● **What is asked**
Give every line again exactly as it appears, please, but not the pictures.

======== Extracted information

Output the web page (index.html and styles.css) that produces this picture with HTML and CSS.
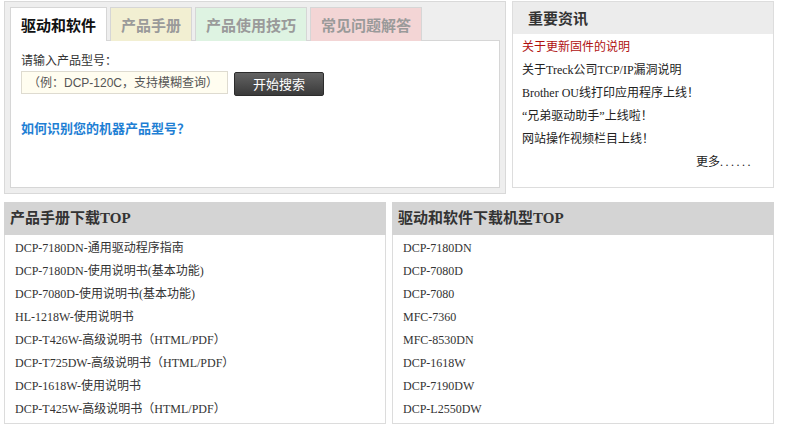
FILE: index.html
```html
<!DOCTYPE html>
<html lang="zh-CN">
<head>
<meta charset="utf-8">
<title>Brother 支持</title>
<link rel="stylesheet" href="styles.css">
</head>
<body>
<div class="page">
  <div class="top-row">
    <div class="search-box">
      <div class="tabs">
        <div class="tab tab-active">驱动和软件</div>
        <div class="tab tab-manual">产品手册</div>
        <div class="tab tab-tips">产品使用技巧</div>
        <div class="tab tab-faq">常见问题解答</div>
      </div>
      <div class="tab-content">
        <div class="label">请输入产品型号：</div>
        <div class="search-row">
          <input class="search-input" type="text" placeholder="（例：DCP-120C，支持模糊查询）">
          <button class="search-btn" type="button">开始搜索</button>
        </div>
        <a class="help-link" href="#">如何识别您的机器产品型号？</a>
      </div>
    </div>
    <div class="news-box">
      <div class="news-head">重要资讯</div>
      <ul class="news-list">
        <li class="news-hot">关于更新固件的说明</li>
        <li>关于Treck公司TCP/IP漏洞说明</li>
        <li>Brother OU线打印应用程序上线！</li>
        <li>“兄弟驱动助手”上线啦！</li>
        <li>网站操作视频栏目上线！</li>
        <li class="news-more">更多<span class="dots">......</span></li>
      </ul>
    </div>
  </div>
  <div class="bottom-row">
    <div class="panel">
      <div class="panel-head">产品手册下载TOP</div>
      <ul class="panel-list">
        <li>DCP-7180DN-通用驱动程序指南</li>
        <li>DCP-7180DN-使用说明书(基本功能)</li>
        <li>DCP-7080D-使用说明书(基本功能)</li>
        <li>HL-1218W-使用说明书</li>
        <li>DCP-T426W-高级说明书（HTML/PDF）</li>
        <li>DCP-T725DW-高级说明书（HTML/PDF）</li>
        <li>DCP-1618W-使用说明书</li>
        <li>DCP-T425W-高级说明书（HTML/PDF）</li>
      </ul>
    </div>
    <div class="panel">
      <div class="panel-head">驱动和软件下载机型TOP</div>
      <ul class="panel-list">
        <li>DCP-7180DN</li>
        <li>DCP-7080D</li>
        <li>DCP-7080</li>
        <li>MFC-7360</li>
        <li>MFC-8530DN</li>
        <li>DCP-1618W</li>
        <li>DCP-7190DW</li>
        <li>DCP-L2550DW</li>
      </ul>
    </div>
  </div>
</div>
</body>
</html>
```

FILE: styles.css
```css
* { box-sizing: border-box; }

html, body {
  margin: 0;
  padding: 0;
  background: #fff;
}

body {
  font-family: "Liberation Serif", "Noto Sans CJK SC", serif;
  font-size: 12px;
  color: #333;
}

ul { list-style: none; margin: 0; padding: 0; }

.page {
  padding: 1px 0 0 4px;
  width: 788px;
}

.top-row {
  display: flex;
  gap: 6px;
  align-items: flex-start;
}

.search-box {
  width: 502px;
  height: 193px;
  background: #eeeeee;
  border: 1px solid #d9d9d9;
  padding: 5px;
  display: flex;
  flex-direction: column;
}

.tabs {
  display: flex;
  gap: 3px;
  height: 33px;
  position: relative;
  z-index: 1;
}

.tab {
  height: 34px;
  padding: 0 10px;
  border: 1px solid #d6d6d6;
  border-bottom: none;
  font-family: "Noto Sans CJK SC", sans-serif;
  font-weight: bold;
  font-size: 15px;
  line-height: 33px;
  color: #9a9a9a;
}

.tab-active {
  background: #fff;
  color: #111;
}

.tab-manual { background: #f2efd2; }
.tab-tips { background: #def3e2; }
.tab-faq { background: #f3d5d5; }

.tab-content {
  flex: 1;
  background: #fff;
  border: 1px solid #d6d6d6;
  padding: 11px 10px 0 10px;
}

.label {
  font-family: "Noto Sans CJK SC", sans-serif;
  font-size: 12px;
  line-height: 16px;
  color: #333;
}

.search-row {
  display: flex;
  gap: 6px;
  margin-top: 3px;
  align-items: flex-start;
}

.search-input {
  width: 207px;
  height: 23px;
  margin: 0;
  padding: 0 0 0 6px;
  border: 1px solid #dedbd0;
  background: #fffdf0;
  font-family: "Liberation Sans", "Noto Sans CJK SC", sans-serif;
  font-size: 12px;
  color: #555;
  outline: none;
}

.search-input::placeholder {
  color: #555;
  opacity: 1;
}

.search-btn {
  width: 90px;
  height: 24px;
  margin: 1px 0 0 0;
  padding: 0;
  border: 1px solid #2c2c2c;
  border-radius: 2px;
  background: linear-gradient(#636363, #3a3a3a);
  color: #fff;
  font-family: "Noto Sans CJK SC", sans-serif;
  font-size: 13px;
  line-height: 22px;
}

.help-link {
  display: block;
  margin-top: 23px;
  font-family: "Noto Sans CJK SC", sans-serif;
  font-size: 13px;
  font-weight: bold;
  line-height: 18px;
  color: #1f7fd4;
  text-decoration: none;
}

.news-box {
  width: 262px;
  height: 187px;
  border: 1px solid #dddddd;
  background: #fff;
}

.news-head {
  height: 32px;
  background: #ececec;
  padding-left: 15px;
  font-family: "Noto Sans CJK SC", sans-serif;
  font-weight: bold;
  font-size: 15px;
  line-height: 32px;
  color: #333;
}

.news-list {
  padding: 2px 0 0 9px;
}

.news-list li {
  line-height: 23px;
  color: #222;
  white-space: nowrap;
}

.news-list .news-hot { color: #b01010; }

.news-list .news-more {
  text-align: right;
  padding-right: 20px;
}

.dots {
  letter-spacing: 2.5px;
}

.bottom-row {
  display: flex;
  gap: 6px;
  margin-top: 8px;
}

.panel {
  width: 382px;
  height: 222px;
  border: 1px solid #dcdcdc;
  border-top: none;
  background: #fff;
}

.panel-head {
  height: 33px;
  margin: 0 -1px;
  background: #d4d4d4;
  padding-left: 6px;
  font-family: "Liberation Serif", "Noto Sans CJK SC", serif;
  font-weight: bold;
  font-size: 15px;
  line-height: 33px;
  color: #333;
}

.panel-list {
  padding: 2px 0 0 10px;
}

.panel-list li {
  line-height: 23px;
  color: #333;
  white-space: nowrap;
}
```
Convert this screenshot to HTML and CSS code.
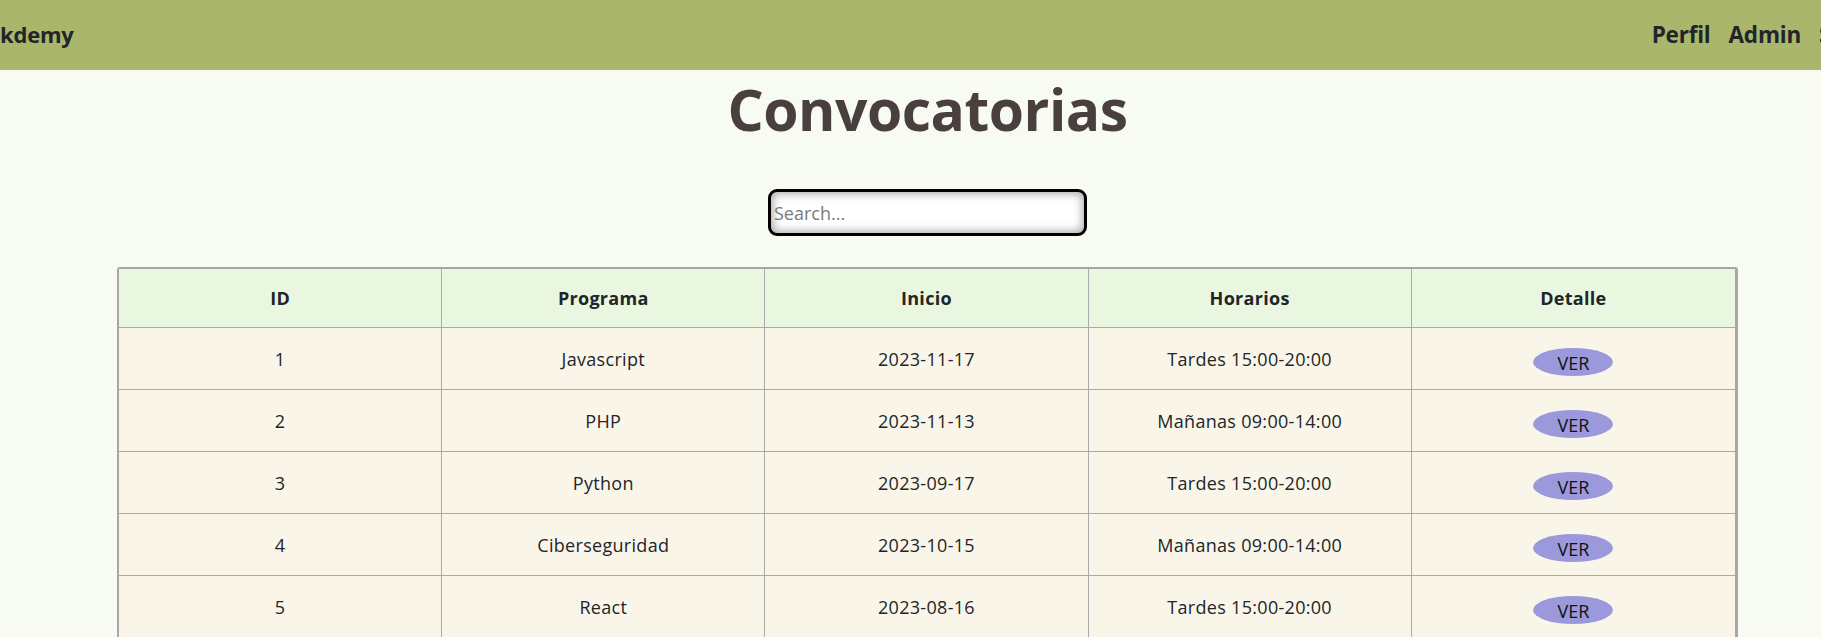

================

● **Answer to the task**
Output the web page (index.html and styles.css) that produces this picture with HTML and CSS.
FILE: index.html
```html
<!DOCTYPE html>
<html lang="zh-CN">
<head>
<meta charset="utf-8">
<title>Brother 支持</title>
<link rel="stylesheet" href="styles.css">
</head>
<body>
<div class="page">
  <div class="top-row">
    <div class="search-box">
      <div class="tabs">
        <div class="tab tab-active">驱动和软件</div>
        <div class="tab tab-manual">产品手册</div>
        <div class="tab tab-tips">产品使用技巧</div>
        <div class="tab tab-faq">常见问题解答</div>
      </div>
      <div class="tab-content">
        <div class="label">请输入产品型号：</div>
        <div class="search-row">
          <input class="search-input" type="text" placeholder="（例：DCP-120C，支持模糊查询）">
          <button class="search-btn" type="button">开始搜索</button>
        </div>
        <a class="help-link" href="#">如何识别您的机器产品型号？</a>
      </div>
    </div>
    <div class="news-box">
      <div class="news-head">重要资讯</div>
      <ul class="news-list">
        <li class="news-hot">关于更新固件的说明</li>
        <li>关于Treck公司TCP/IP漏洞说明</li>
        <li>Brother OU线打印应用程序上线！</li>
        <li>“兄弟驱动助手”上线啦！</li>
        <li>网站操作视频栏目上线！</li>
        <li class="news-more">更多<span class="dots">......</span></li>
      </ul>
    </div>
  </div>
  <div class="bottom-row">
    <div class="panel">
      <div class="panel-head">产品手册下载TOP</div>
      <ul class="panel-list">
        <li>DCP-7180DN-通用驱动程序指南</li>
        <li>DCP-7180DN-使用说明书(基本功能)</li>
        <li>DCP-7080D-使用说明书(基本功能)</li>
        <li>HL-1218W-使用说明书</li>
        <li>DCP-T426W-高级说明书（HTML/PDF）</li>
        <li>DCP-T725DW-高级说明书（HTML/PDF）</li>
        <li>DCP-1618W-使用说明书</li>
        <li>DCP-T425W-高级说明书（HTML/PDF）</li>
      </ul>
    </div>
    <div class="panel">
      <div class="panel-head">驱动和软件下载机型TOP</div>
      <ul class="panel-list">
        <li>DCP-7180DN</li>
        <li>DCP-7080D</li>
        <li>DCP-7080</li>
        <li>MFC-7360</li>
        <li>MFC-8530DN</li>
        <li>DCP-1618W</li>
        <li>DCP-7190DW</li>
        <li>DCP-L2550DW</li>
      </ul>
    </div>
  </div>
</div>
</body>
</html>
```

FILE: styles.css
```css
* { box-sizing: border-box; }

html, body {
  margin: 0;
  padding: 0;
  background: #fff;
}

body {
  font-family: "Liberation Serif", "Noto Sans CJK SC", serif;
  font-size: 12px;
  color: #333;
}

ul { list-style: none; margin: 0; padding: 0; }

.page {
  padding: 1px 0 0 4px;
  width: 788px;
}

.top-row {
  display: flex;
  gap: 6px;
  align-items: flex-start;
}

.search-box {
  width: 502px;
  height: 193px;
  background: #eeeeee;
  border: 1px solid #d9d9d9;
  padding: 5px;
  display: flex;
  flex-direction: column;
}

.tabs {
  display: flex;
  gap: 3px;
  height: 33px;
  position: relative;
  z-index: 1;
}

.tab {
  height: 34px;
  padding: 0 10px;
  border: 1px solid #d6d6d6;
  border-bottom: none;
  font-family: "Noto Sans CJK SC", sans-serif;
  font-weight: bold;
  font-size: 15px;
  line-height: 33px;
  color: #9a9a9a;
}

.tab-active {
  background: #fff;
  color: #111;
}

.tab-manual { background: #f2efd2; }
.tab-tips { background: #def3e2; }
.tab-faq { background: #f3d5d5; }

.tab-content {
  flex: 1;
  background: #fff;
  border: 1px solid #d6d6d6;
  padding: 11px 10px 0 10px;
}

.label {
  font-family: "Noto Sans CJK SC", sans-serif;
  font-size: 12px;
  line-height: 16px;
  color: #333;
}

.search-row {
  display: flex;
  gap: 6px;
  margin-top: 3px;
  align-items: flex-start;
}

.search-input {
  width: 207px;
  height: 23px;
  margin: 0;
  padding: 0 0 0 6px;
  border: 1px solid #dedbd0;
  background: #fffdf0;
  font-family: "Liberation Sans", "Noto Sans CJK SC", sans-serif;
  font-size: 12px;
  color: #555;
  outline: none;
}

.search-input::placeholder {
  color: #555;
  opacity: 1;
}

.search-btn {
  width: 90px;
  height: 24px;
  margin: 1px 0 0 0;
  padding: 0;
  border: 1px solid #2c2c2c;
  border-radius: 2px;
  background: linear-gradient(#636363, #3a3a3a);
  color: #fff;
  font-family: "Noto Sans CJK SC", sans-serif;
  font-size: 13px;
  line-height: 22px;
}

.help-link {
  display: block;
  margin-top: 23px;
  font-family: "Noto Sans CJK SC", sans-serif;
  font-size: 13px;
  font-weight: bold;
  line-height: 18px;
  color: #1f7fd4;
  text-decoration: none;
}

.news-box {
  width: 262px;
  height: 187px;
  border: 1px solid #dddddd;
  background: #fff;
}

.news-head {
  height: 32px;
  background: #ececec;
  padding-left: 15px;
  font-family: "Noto Sans CJK SC", sans-serif;
  font-weight: bold;
  font-size: 15px;
  line-height: 32px;
  color: #333;
}

.news-list {
  padding: 2px 0 0 9px;
}

.news-list li {
  line-height: 23px;
  color: #222;
  white-space: nowrap;
}

.news-list .news-hot { color: #b01010; }

.news-list .news-more {
  text-align: right;
  padding-right: 20px;
}

.dots {
  letter-spacing: 2.5px;
}

.bottom-row {
  display: flex;
  gap: 6px;
  margin-top: 8px;
}

.panel {
  width: 382px;
  height: 222px;
  border: 1px solid #dcdcdc;
  border-top: none;
  background: #fff;
}

.panel-head {
  height: 33px;
  margin: 0 -1px;
  background: #d4d4d4;
  padding-left: 6px;
  font-family: "Liberation Serif", "Noto Sans CJK SC", serif;
  font-weight: bold;
  font-size: 15px;
  line-height: 33px;
  color: #333;
}

.panel-list {
  padding: 2px 0 0 10px;
}

.panel-list li {
  line-height: 23px;
  color: #333;
  white-space: nowrap;
}
```
Convert this screenshot to HTML and CSS code.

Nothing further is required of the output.